━━━━━ SUPPLIED ENTRIES

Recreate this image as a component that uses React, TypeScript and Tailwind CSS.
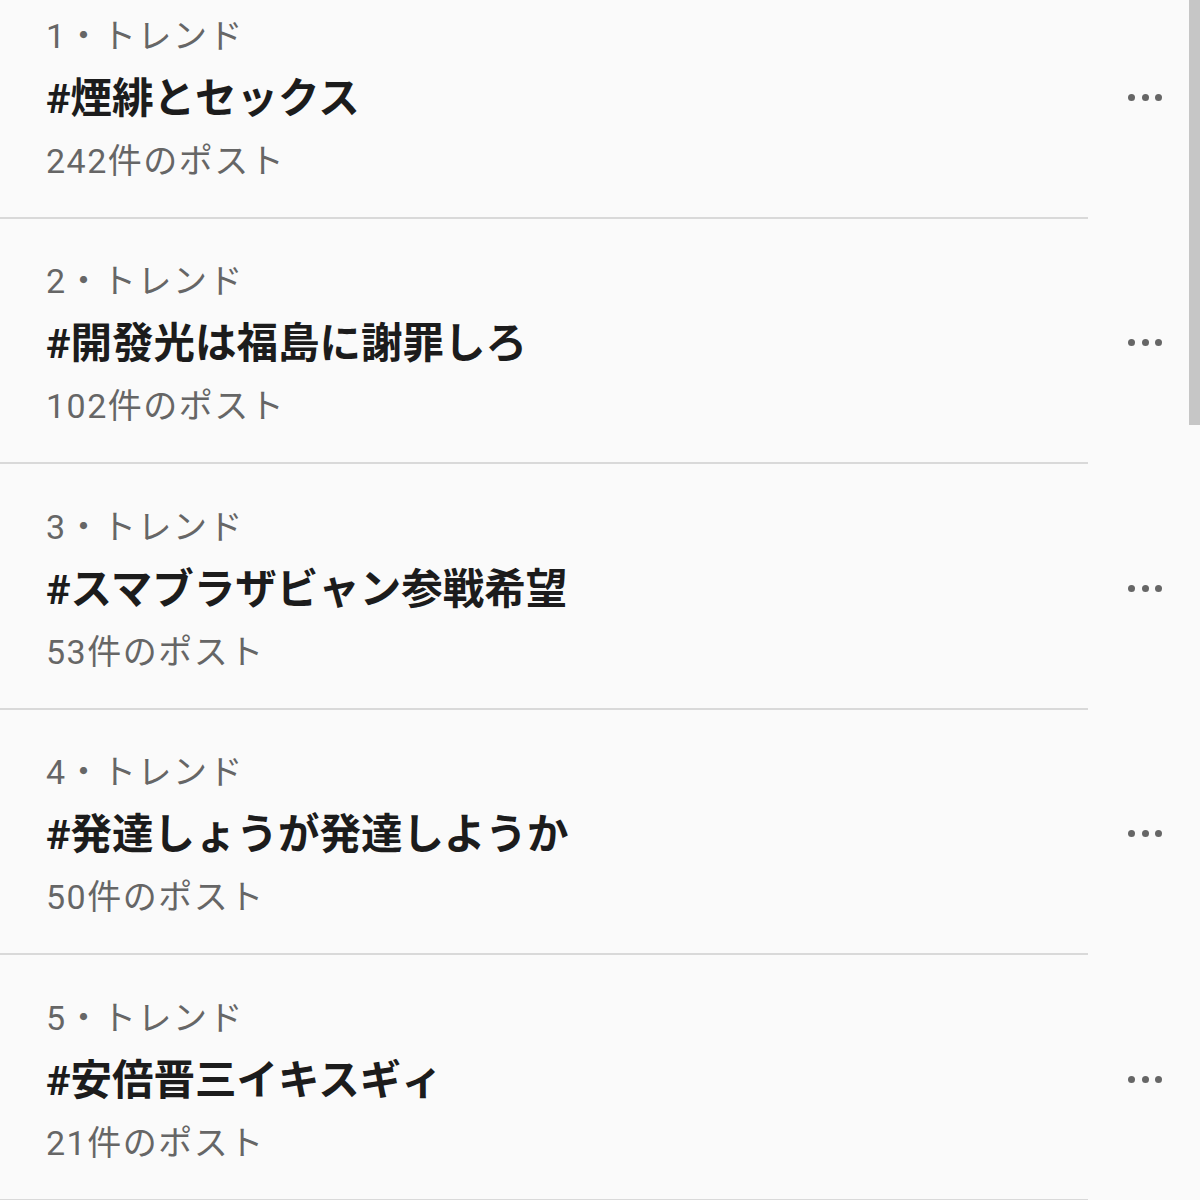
const trends = [
  { rank: 1, tag: '#煙緋とセックス', count: '242件のポスト' },
  { rank: 2, tag: '#開發光は福島に謝罪しろ', count: '102件のポスト' },
  { rank: 3, tag: '#スマブラザビャン参戦希望', count: '53件のポスト' },
  { rank: 4, tag: '#発達しょうが発達しようか', count: '50件のポスト' },
  { rank: 5, tag: '#安倍晋三イキスギィ', count: '21件のポスト' },
]

const font = { fontFamily: 'Roboto, "Noto Sans CJK JP", "Noto Sans", sans-serif' }

function Dots() {
  return (
    <div className="flex items-center gap-[6.5px] -mt-[2px]">
      <span className="w-[7px] h-[7px] rounded-full bg-[#666666]" />
      <span className="w-[7px] h-[7px] rounded-full bg-[#666666]" />
      <span className="w-[7px] h-[7px] rounded-full bg-[#666666]" />
    </div>
  )
}

function TrendRow({ rank, tag, count, first }: { rank: number; tag: string; count: string; first: boolean }) {
  return (
    <div>
      <div className={`flex items-center pl-[46px] pr-[38px] ${first ? 'pt-[5px]' : 'pt-[32px]'} pb-[25.5px]`}>
        <div className="flex-1 flex flex-col">
          <div className="h-[62px] flex items-center text-[34px] tracking-[1.5px] text-[#666666]">
            {rank}・トレンド
          </div>
          <div className="h-[64px] flex items-center text-[41.5px] font-bold text-[#1c1c1c]">{tag}</div>
          <div className="h-[60px] flex items-center text-[34px] tracking-[1.5px] text-[#666666]">{count}</div>
        </div>
        <Dots />
      </div>
      <div className="h-[2px] bg-[#d9d9d9] mr-[112px]" />
    </div>
  )
}

export default function App() {
  return (
    <div className="relative w-[1200px] h-[1200px] overflow-hidden bg-[#fafafa]" style={font}>
      {trends.map((t, i) => (
        <TrendRow key={t.rank} {...t} first={i === 0} />
      ))}
      <div className="absolute top-0 right-0 w-[11px] h-[425px] bg-[#c6c6c6]" />
    </div>
  )
}
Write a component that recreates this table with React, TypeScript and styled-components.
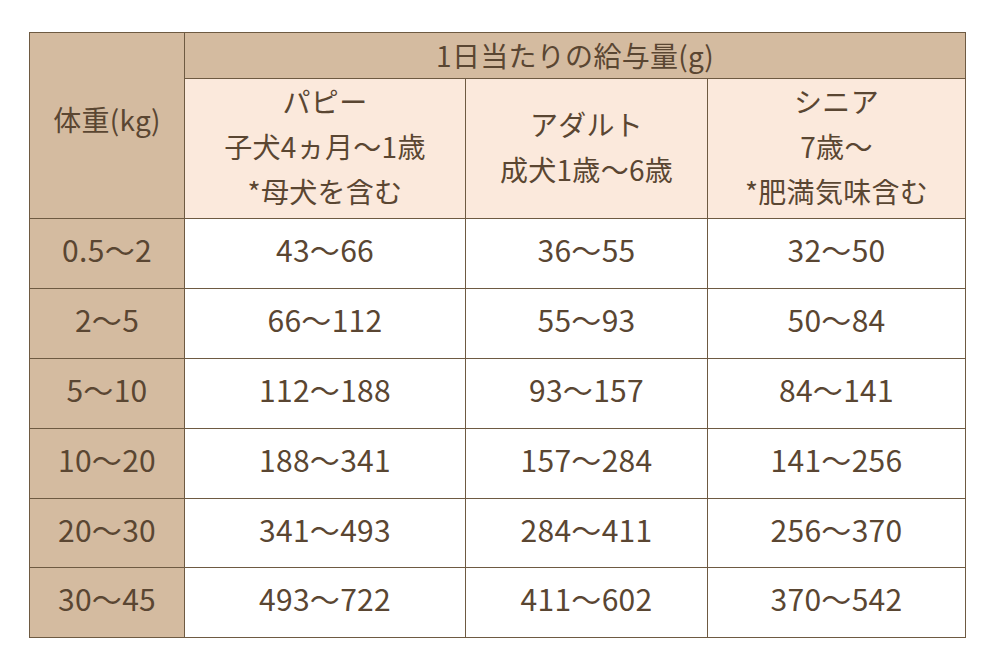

━━━━━━━━━━

Leaving the pictures aside, transcribe the entire listing exactly.

RESULT:
Recreate this image as a component that uses React, TypeScript and Tailwind CSS.
const trends = [
  { rank: 1, tag: '#煙緋とセックス', count: '242件のポスト' },
  { rank: 2, tag: '#開發光は福島に謝罪しろ', count: '102件のポスト' },
  { rank: 3, tag: '#スマブラザビャン参戦希望', count: '53件のポスト' },
  { rank: 4, tag: '#発達しょうが発達しようか', count: '50件のポスト' },
  { rank: 5, tag: '#安倍晋三イキスギィ', count: '21件のポスト' },
]

const font = { fontFamily: 'Roboto, "Noto Sans CJK JP", "Noto Sans", sans-serif' }

function Dots() {
  return (
    <div className="flex items-center gap-[6.5px] -mt-[2px]">
      <span className="w-[7px] h-[7px] rounded-full bg-[#666666]" />
      <span className="w-[7px] h-[7px] rounded-full bg-[#666666]" />
      <span className="w-[7px] h-[7px] rounded-full bg-[#666666]" />
    </div>
  )
}

function TrendRow({ rank, tag, count, first }: { rank: number; tag: string; count: string; first: boolean }) {
  return (
    <div>
      <div className={`flex items-center pl-[46px] pr-[38px] ${first ? 'pt-[5px]' : 'pt-[32px]'} pb-[25.5px]`}>
        <div className="flex-1 flex flex-col">
          <div className="h-[62px] flex items-center text-[34px] tracking-[1.5px] text-[#666666]">
            {rank}・トレンド
          </div>
          <div className="h-[64px] flex items-center text-[41.5px] font-bold text-[#1c1c1c]">{tag}</div>
          <div className="h-[60px] flex items-center text-[34px] tracking-[1.5px] text-[#666666]">{count}</div>
        </div>
        <Dots />
      </div>
      <div className="h-[2px] bg-[#d9d9d9] mr-[112px]" />
    </div>
  )
}

export default function App() {
  return (
    <div className="relative w-[1200px] h-[1200px] overflow-hidden bg-[#fafafa]" style={font}>
      {trends.map((t, i) => (
        <TrendRow key={t.rank} {...t} first={i === 0} />
      ))}
      <div className="absolute top-0 right-0 w-[11px] h-[425px] bg-[#c6c6c6]" />
    </div>
  )
}
Write a component that recreates this table with React, TypeScript and styled-components.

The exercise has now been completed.